-- Information shown --
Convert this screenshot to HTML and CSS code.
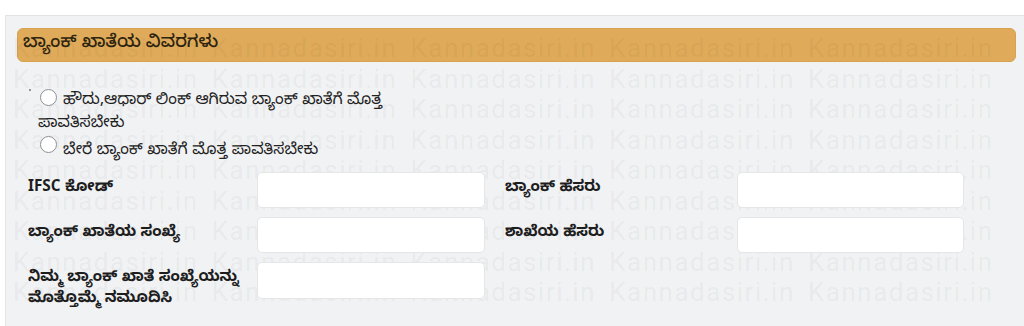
FILE: index.html
```html
<!DOCTYPE html>
<html lang="kn">
<head>
<meta charset="utf-8">
<title>ಬ್ಯಾಂಕ್ ಖಾತೆಯ ವಿವರಗಳು</title>
<link rel="stylesheet" href="styles.css">
</head>
<body>
<div class="page">
  <section class="card">
    <div class="card-head">ಬ್ಯಾಂಕ್ ಖಾತೆಯ ವಿವರಗಳು</div>
    <ul class="options">
      <li class="opt marked"><span class="radio"></span>ಹೌದು,ಆಧಾರ್ ಲಿಂಕ್ ಆಗಿರುವ ಬ್ಯಾಂಕ್ ಖಾತೆಗೆ ಮೊತ್ತ ಪಾವತಿಸಬೇಕು</li>
      <li class="opt"><span class="radio"></span>ಬೇರೆ ಬ್ಯಾಂಕ್ ಖಾತೆಗೆ ಮೊತ್ತ ಪಾವತಿಸಬೇಕು</li>
    </ul>
    <div class="fields">
      <div class="field"><span class="label">IFSC ಕೋಡ್</span><span class="input"></span></div>
      <div class="field r"><span class="label">ಬ್ಯಾಂಕ್ ಹೆಸರು</span><span class="input"></span></div>
      <div class="field"><span class="label">ಬ್ಯಾಂಕ್ ಖಾತೆಯ ಸಂಖ್ಯೆ</span><span class="input"></span></div>
      <div class="field r"><span class="label">ಶಾಖೆಯ ಹೆಸರು</span><span class="input"></span></div>
      <div class="field"><span class="label">ನಿಮ್ಮ ಬ್ಯಾಂಕ್ ಖಾತೆ ಸಂಖ್ಯೆಯನ್ನು ಮೊತ್ತೊಮ್ಮೆ ನಮೂದಿಸಿ</span><span class="input tall"></span></div>
    </div>
  </section>
  <div class="watermark" aria-hidden="true">
    <span>Kannadasiri.in</span><span>Kannadasiri.in</span><span>Kannadasiri.in</span><span>Kannadasiri.in</span><span>Kannadasiri.in</span>
    <span>Kannadasiri.in</span><span>Kannadasiri.in</span><span>Kannadasiri.in</span><span>Kannadasiri.in</span><span>Kannadasiri.in</span>
    <span>Kannadasiri.in</span><span>Kannadasiri.in</span><span>Kannadasiri.in</span><span>Kannadasiri.in</span><span>Kannadasiri.in</span>
    <span>Kannadasiri.in</span><span>Kannadasiri.in</span><span>Kannadasiri.in</span><span>Kannadasiri.in</span><span>Kannadasiri.in</span>
    <span>Kannadasiri.in</span><span>Kannadasiri.in</span><span>Kannadasiri.in</span><span>Kannadasiri.in</span><span>Kannadasiri.in</span>
    <span>Kannadasiri.in</span><span>Kannadasiri.in</span><span>Kannadasiri.in</span><span>Kannadasiri.in</span><span>Kannadasiri.in</span>
    <span>Kannadasiri.in</span><span>Kannadasiri.in</span><span>Kannadasiri.in</span><span>Kannadasiri.in</span><span>Kannadasiri.in</span>
    <span>Kannadasiri.in</span><span>Kannadasiri.in</span><span>Kannadasiri.in</span><span>Kannadasiri.in</span><span>Kannadasiri.in</span>
    <span>Kannadasiri.in</span><span>Kannadasiri.in</span><span>Kannadasiri.in</span><span>Kannadasiri.in</span><span>Kannadasiri.in</span>
  </div>
</div>
</body>
</html>
```

FILE: styles.css
```css
html, body {
  margin: 0;
  padding: 0;
  background: #ffffff;
}
body {
  font-family: "Noto Sans Kannada", "Lohit Kannada", "Noto Sans", sans-serif;
  color: #222;
  width: 1024px;
  height: 326px;
  overflow: hidden;
}
.page {
  position: relative;
  padding: 15px 0 0 5px;
  height: 311px;
  overflow: hidden;
}
.card {
  background: #f1f2f4;
  border-top: 1px solid #e2e3e5;
  border-left: 1px solid #e4e5e7;
  padding: 12px 8px 0 11px;
  height: 310px;
}
.card-head {
  height: 32px;
  line-height: 32px;
  background: #dfab5a;
  border: 1px solid #d8a24f;
  border-radius: 6px;
  padding-left: 5px;
  font-size: 17.7px;
  font-weight: 500;
  color: #2e2410;
}
.options {
  list-style: none;
  margin: 25px 0 0 0;
  padding: 0 0 0 21px;
  width: 400px;
  font-size: 15.7px;
  line-height: 23px;
  color: #222;
}
.opt {
  position: relative;
  padding-top: 3px;
  margin-bottom: 1px;
}
.marked::before {
  content: "";
  position: absolute;
  left: -9px;
  top: 2px;
  width: 2px;
  height: 2px;
  border-radius: 50%;
  background: #777;
}
.radio {
  position: relative;
  z-index: 2;
  float: left;
  box-sizing: border-box;
  width: 17px;
  height: 17px;
  margin: -4px 6px 0 2px;
  border: 1px solid #8d8f93;
  border-radius: 50%;
  background: #fff;
}
.marked .radio {
  margin-top: -1px;
}
.fields {
  margin: 9px 0 0 11px;
  display: grid;
  grid-template-columns: 457px 459px;
  column-gap: 20px;
  row-gap: 9px;
}
.field {
  display: grid;
  grid-template-columns: 229px 228px;
  align-items: start;
}
.field.r {
  grid-template-columns: 232px 227px;
}
.label {
  font-size: 15.3px;
  font-weight: 700;
  line-height: 21px;
  padding-top: 7px;
  color: #1e1e1e;
}
.input {
  position: relative;
  z-index: 2;
  display: block;
  box-sizing: border-box;
  height: 36px;
  background: #fff;
  border: 1px solid #e5e6e8;
  border-radius: 5px;
}
.input.tall {
  height: 37px;
}
.watermark {
  position: absolute;
  z-index: 1;
  top: 33px;
  left: 13px;
  display: grid;
  grid-template-columns: repeat(5, 198.75px);
  pointer-events: none;
  font-family: Roboto, "Liberation Sans", sans-serif;
  font-size: 26px;
  letter-spacing: 1.5px;
  line-height: 30.5px;
  color: rgba(0, 0, 0, 0.055);
  white-space: nowrap;
}
```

-- Aim --
Give back every line exactly as it stands, pictures excluded.

-- Reply --
Convert this screenshot to HTML and CSS code.
FILE: index.html
```html
<!DOCTYPE html>
<html lang="kn">
<head>
<meta charset="utf-8">
<title>ಬ್ಯಾಂಕ್ ಖಾತೆಯ ವಿವರಗಳು</title>
<link rel="stylesheet" href="styles.css">
</head>
<body>
<div class="page">
  <section class="card">
    <div class="card-head">ಬ್ಯಾಂಕ್ ಖಾತೆಯ ವಿವರಗಳು</div>
    <ul class="options">
      <li class="opt marked"><span class="radio"></span>ಹೌದು,ಆಧಾರ್ ಲಿಂಕ್ ಆಗಿರುವ ಬ್ಯಾಂಕ್ ಖಾತೆಗೆ ಮೊತ್ತ ಪಾವತಿಸಬೇಕು</li>
      <li class="opt"><span class="radio"></span>ಬೇರೆ ಬ್ಯಾಂಕ್ ಖಾತೆಗೆ ಮೊತ್ತ ಪಾವತಿಸಬೇಕು</li>
    </ul>
    <div class="fields">
      <div class="field"><span class="label">IFSC ಕೋಡ್</span><span class="input"></span></div>
      <div class="field r"><span class="label">ಬ್ಯಾಂಕ್ ಹೆಸರು</span><span class="input"></span></div>
      <div class="field"><span class="label">ಬ್ಯಾಂಕ್ ಖಾತೆಯ ಸಂಖ್ಯೆ</span><span class="input"></span></div>
      <div class="field r"><span class="label">ಶಾಖೆಯ ಹೆಸರು</span><span class="input"></span></div>
      <div class="field"><span class="label">ನಿಮ್ಮ ಬ್ಯಾಂಕ್ ಖಾತೆ ಸಂಖ್ಯೆಯನ್ನು ಮೊತ್ತೊಮ್ಮೆ ನಮೂದಿಸಿ</span><span class="input tall"></span></div>
    </div>
  </section>
  <div class="watermark" aria-hidden="true">
    <span>Kannadasiri.in</span><span>Kannadasiri.in</span><span>Kannadasiri.in</span><span>Kannadasiri.in</span><span>Kannadasiri.in</span>
    <span>Kannadasiri.in</span><span>Kannadasiri.in</span><span>Kannadasiri.in</span><span>Kannadasiri.in</span><span>Kannadasiri.in</span>
    <span>Kannadasiri.in</span><span>Kannadasiri.in</span><span>Kannadasiri.in</span><span>Kannadasiri.in</span><span>Kannadasiri.in</span>
    <span>Kannadasiri.in</span><span>Kannadasiri.in</span><span>Kannadasiri.in</span><span>Kannadasiri.in</span><span>Kannadasiri.in</span>
    <span>Kannadasiri.in</span><span>Kannadasiri.in</span><span>Kannadasiri.in</span><span>Kannadasiri.in</span><span>Kannadasiri.in</span>
    <span>Kannadasiri.in</span><span>Kannadasiri.in</span><span>Kannadasiri.in</span><span>Kannadasiri.in</span><span>Kannadasiri.in</span>
    <span>Kannadasiri.in</span><span>Kannadasiri.in</span><span>Kannadasiri.in</span><span>Kannadasiri.in</span><span>Kannadasiri.in</span>
    <span>Kannadasiri.in</span><span>Kannadasiri.in</span><span>Kannadasiri.in</span><span>Kannadasiri.in</span><span>Kannadasiri.in</span>
    <span>Kannadasiri.in</span><span>Kannadasiri.in</span><span>Kannadasiri.in</span><span>Kannadasiri.in</span><span>Kannadasiri.in</span>
  </div>
</div>
</body>
</html>
```

FILE: styles.css
```css
html, body {
  margin: 0;
  padding: 0;
  background: #ffffff;
}
body {
  font-family: "Noto Sans Kannada", "Lohit Kannada", "Noto Sans", sans-serif;
  color: #222;
  width: 1024px;
  height: 326px;
  overflow: hidden;
}
.page {
  position: relative;
  padding: 15px 0 0 5px;
  height: 311px;
  overflow: hidden;
}
.card {
  background: #f1f2f4;
  border-top: 1px solid #e2e3e5;
  border-left: 1px solid #e4e5e7;
  padding: 12px 8px 0 11px;
  height: 310px;
}
.card-head {
  height: 32px;
  line-height: 32px;
  background: #dfab5a;
  border: 1px solid #d8a24f;
  border-radius: 6px;
  padding-left: 5px;
  font-size: 17.7px;
  font-weight: 500;
  color: #2e2410;
}
.options {
  list-style: none;
  margin: 25px 0 0 0;
  padding: 0 0 0 21px;
  width: 400px;
  font-size: 15.7px;
  line-height: 23px;
  color: #222;
}
.opt {
  position: relative;
  padding-top: 3px;
  margin-bottom: 1px;
}
.marked::before {
  content: "";
  position: absolute;
  left: -9px;
  top: 2px;
  width: 2px;
  height: 2px;
  border-radius: 50%;
  background: #777;
}
.radio {
  position: relative;
  z-index: 2;
  float: left;
  box-sizing: border-box;
  width: 17px;
  height: 17px;
  margin: -4px 6px 0 2px;
  border: 1px solid #8d8f93;
  border-radius: 50%;
  background: #fff;
}
.marked .radio {
  margin-top: -1px;
}
.fields {
  margin: 9px 0 0 11px;
  display: grid;
  grid-template-columns: 457px 459px;
  column-gap: 20px;
  row-gap: 9px;
}
.field {
  display: grid;
  grid-template-columns: 229px 228px;
  align-items: start;
}
.field.r {
  grid-template-columns: 232px 227px;
}
.label {
  font-size: 15.3px;
  font-weight: 700;
  line-height: 21px;
  padding-top: 7px;
  color: #1e1e1e;
}
.input {
  position: relative;
  z-index: 2;
  display: block;
  box-sizing: border-box;
  height: 36px;
  background: #fff;
  border: 1px solid #e5e6e8;
  border-radius: 5px;
}
.input.tall {
  height: 37px;
}
.watermark {
  position: absolute;
  z-index: 1;
  top: 33px;
  left: 13px;
  display: grid;
  grid-template-columns: repeat(5, 198.75px);
  pointer-events: none;
  font-family: Roboto, "Liberation Sans", sans-serif;
  font-size: 26px;
  letter-spacing: 1.5px;
  line-height: 30.5px;
  color: rgba(0, 0, 0, 0.055);
  white-space: nowrap;
}
```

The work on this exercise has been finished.